David Hofer
Bachelor student (2011-12)
Now scientific collaborator at the Museum of Nature South Tyrol
Title "Evaluation of the fungal pathogen Metharizium anisopliae as control agents of Varroa destructor in South Tyrol"
Apis mellifera is the most important pollinator worldwide. About 80% of plant species are dependent on cross pollination and out of this, again 80% of the pollination is done through A. mellifera. In economic measures, bees generate more than 150 billion Euros per year for agriculture and other sectors. Therefore it is the third most important livestock animal right behind cattle and pigs. Moreover, honeybees provide humans with honey, wax, propolis, pollen and royal jelly.
In the last years an alarming decrease in A. mellifera populations can be observed all over the world. Several causes are proposed to explain the so-called “Colony Collapse Disorder” or CCD. The reasons for this devastating phenomenon are not clear, but hypotheses involve the decrease of natural habitats, viruses, insecticides and the bee ectoparasite Varroa destructor. Other scientists suspected also genetically-modified crops and the microsporidian Nosema ceranae as infection agents of CCD as well as of bee colony losses. However, many aspects are still unclear about these mechanisms. For instance V. destructor also acts as a vector and activator of other pathogens, viruses in particular, and seems to play a central role in increasing bee mortality rate.

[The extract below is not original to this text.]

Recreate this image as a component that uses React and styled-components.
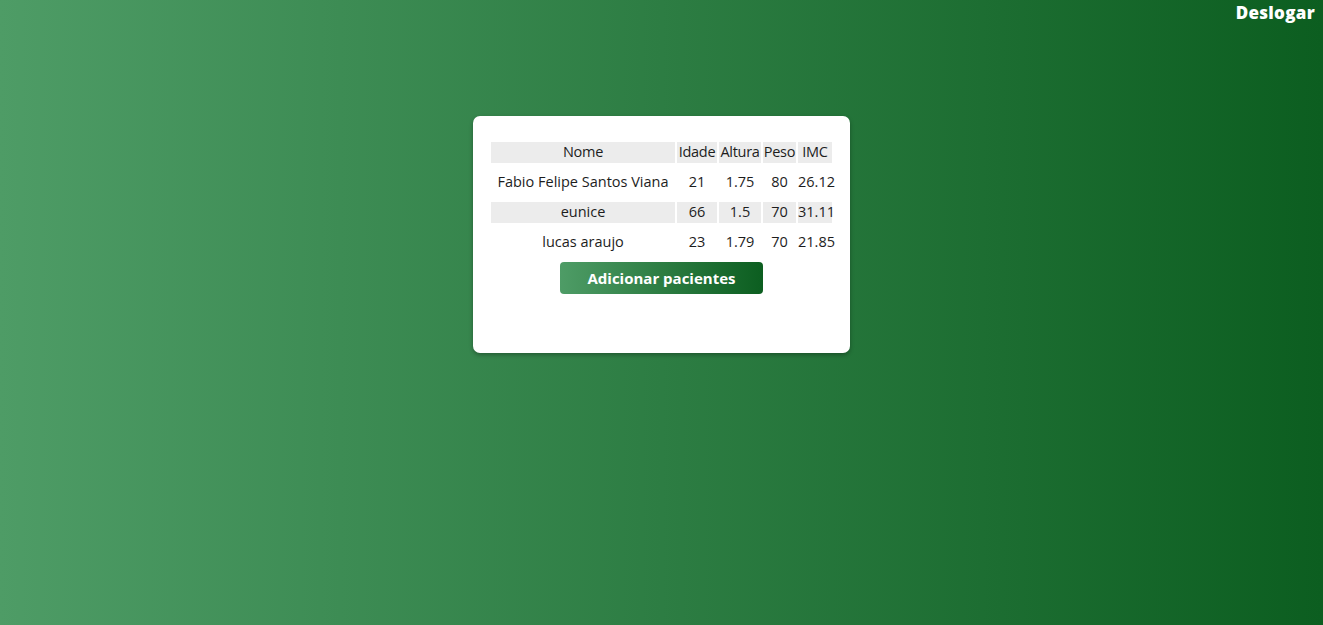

The aim of this thesis is to evaluate the use of entomopathogen fungus Metarhizium anisopliae, strain “Bipesco 5”, as a possible biological control agent of V. destructor. Therefore, tests in laboratory under controlled conditions and field trials will be done. Firstly, the potential toxicity or adverse effects of the spore of M. anisopliae on live honey bees will be tested in laboratory, although previous experiments suggested that the M. anisopliae treatments are safe for bees. Then, field trials will be performed. Beehives will be treated with dry M. anisopliae spore powder and confronted with untreated beehives under similar environmental conditions. Particular attention will be given to ensure that all beehives start with a similar bee population and mite infestation rate. Moreover, queens will be of the same year and genetically related. Varroa population will be monitored in all beehives before and after the treatments with two different methodologies: counting the number of mites falling down into the inspection bottom board and using the ice-sugar method to estimante the number of mites present on adult bees. Both methods will be conducted on a weekly sampling program. At the end of the testing period each colony will be treated with oxalic acid, in order to have a better estimation of the residual mite population. Each test will be analyzed statistically.